Gather every line from the entries below that includes "with".

[DATASET]
-=-=-
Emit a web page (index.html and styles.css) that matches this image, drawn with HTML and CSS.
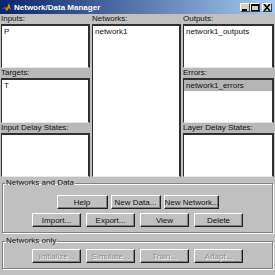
-=-=-
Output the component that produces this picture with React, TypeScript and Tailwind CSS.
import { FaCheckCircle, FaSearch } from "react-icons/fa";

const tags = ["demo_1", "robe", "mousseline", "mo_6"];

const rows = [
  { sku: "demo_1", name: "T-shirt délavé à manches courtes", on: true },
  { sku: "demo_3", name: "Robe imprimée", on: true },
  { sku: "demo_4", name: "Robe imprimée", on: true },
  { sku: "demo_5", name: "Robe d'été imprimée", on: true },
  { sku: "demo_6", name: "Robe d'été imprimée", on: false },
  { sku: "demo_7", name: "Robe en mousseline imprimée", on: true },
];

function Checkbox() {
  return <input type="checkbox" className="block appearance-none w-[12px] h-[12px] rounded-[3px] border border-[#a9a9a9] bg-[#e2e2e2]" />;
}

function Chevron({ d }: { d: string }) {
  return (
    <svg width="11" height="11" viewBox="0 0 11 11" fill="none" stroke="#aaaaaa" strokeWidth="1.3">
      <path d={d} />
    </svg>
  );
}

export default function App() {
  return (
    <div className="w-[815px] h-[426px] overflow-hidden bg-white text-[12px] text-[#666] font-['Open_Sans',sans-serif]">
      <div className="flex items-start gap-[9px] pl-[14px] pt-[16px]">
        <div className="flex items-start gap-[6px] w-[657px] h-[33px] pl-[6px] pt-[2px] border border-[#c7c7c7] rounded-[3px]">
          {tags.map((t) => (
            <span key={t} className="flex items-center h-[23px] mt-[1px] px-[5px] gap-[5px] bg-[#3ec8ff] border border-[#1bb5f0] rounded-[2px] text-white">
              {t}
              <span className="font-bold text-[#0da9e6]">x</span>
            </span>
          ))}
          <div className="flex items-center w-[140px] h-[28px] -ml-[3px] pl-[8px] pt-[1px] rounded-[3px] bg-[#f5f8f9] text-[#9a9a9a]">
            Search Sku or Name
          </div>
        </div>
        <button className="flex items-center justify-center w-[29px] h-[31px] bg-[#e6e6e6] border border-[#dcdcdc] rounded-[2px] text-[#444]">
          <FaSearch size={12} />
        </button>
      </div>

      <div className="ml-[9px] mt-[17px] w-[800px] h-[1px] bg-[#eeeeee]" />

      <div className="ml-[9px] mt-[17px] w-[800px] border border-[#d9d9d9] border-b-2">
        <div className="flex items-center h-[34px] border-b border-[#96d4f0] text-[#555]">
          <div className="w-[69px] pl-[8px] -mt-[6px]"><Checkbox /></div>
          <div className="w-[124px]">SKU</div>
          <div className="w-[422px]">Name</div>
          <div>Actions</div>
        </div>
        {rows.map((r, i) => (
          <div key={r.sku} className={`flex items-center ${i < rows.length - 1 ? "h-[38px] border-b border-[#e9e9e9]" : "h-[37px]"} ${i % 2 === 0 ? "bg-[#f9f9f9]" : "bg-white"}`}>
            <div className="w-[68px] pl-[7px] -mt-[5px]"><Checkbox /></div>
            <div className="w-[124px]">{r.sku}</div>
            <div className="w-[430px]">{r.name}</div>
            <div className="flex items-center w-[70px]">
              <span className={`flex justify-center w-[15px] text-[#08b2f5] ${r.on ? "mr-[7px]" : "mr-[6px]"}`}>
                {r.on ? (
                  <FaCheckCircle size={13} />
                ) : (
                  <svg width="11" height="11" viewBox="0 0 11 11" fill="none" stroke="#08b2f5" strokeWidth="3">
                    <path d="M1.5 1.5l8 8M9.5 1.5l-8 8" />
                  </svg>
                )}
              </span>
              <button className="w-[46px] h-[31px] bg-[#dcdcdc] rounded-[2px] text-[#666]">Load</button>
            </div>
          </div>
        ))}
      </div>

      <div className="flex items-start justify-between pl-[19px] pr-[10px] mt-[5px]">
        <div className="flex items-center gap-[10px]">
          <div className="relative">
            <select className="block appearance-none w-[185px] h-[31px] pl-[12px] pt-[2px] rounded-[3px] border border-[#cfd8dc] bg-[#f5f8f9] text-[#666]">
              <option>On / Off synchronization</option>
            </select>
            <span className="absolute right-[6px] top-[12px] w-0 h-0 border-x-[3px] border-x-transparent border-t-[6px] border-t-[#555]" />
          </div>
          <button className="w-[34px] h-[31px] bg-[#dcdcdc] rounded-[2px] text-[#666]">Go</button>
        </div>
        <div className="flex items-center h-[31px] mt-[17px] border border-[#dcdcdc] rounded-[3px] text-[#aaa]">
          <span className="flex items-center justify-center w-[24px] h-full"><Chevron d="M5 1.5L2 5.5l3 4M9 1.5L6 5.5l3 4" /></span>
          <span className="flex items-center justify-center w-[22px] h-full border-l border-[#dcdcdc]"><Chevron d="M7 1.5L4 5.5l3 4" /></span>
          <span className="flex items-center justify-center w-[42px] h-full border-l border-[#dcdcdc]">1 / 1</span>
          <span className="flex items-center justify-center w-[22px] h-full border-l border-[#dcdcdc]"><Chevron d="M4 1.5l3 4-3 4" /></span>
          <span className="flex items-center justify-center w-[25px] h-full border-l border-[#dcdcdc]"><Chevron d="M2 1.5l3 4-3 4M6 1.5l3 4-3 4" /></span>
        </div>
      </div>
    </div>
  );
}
-=-=-
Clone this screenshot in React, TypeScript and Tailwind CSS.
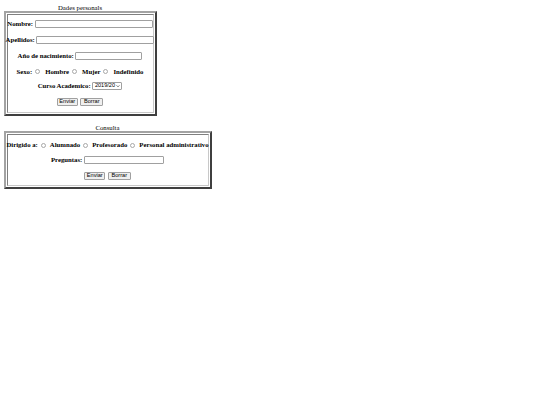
-=-=-
[ANSWER FOR THE TASK]
Emit a web page (index.html and styles.css) that matches this image, drawn with HTML and CSS.
Output the component that produces this picture with React, TypeScript and Tailwind CSS.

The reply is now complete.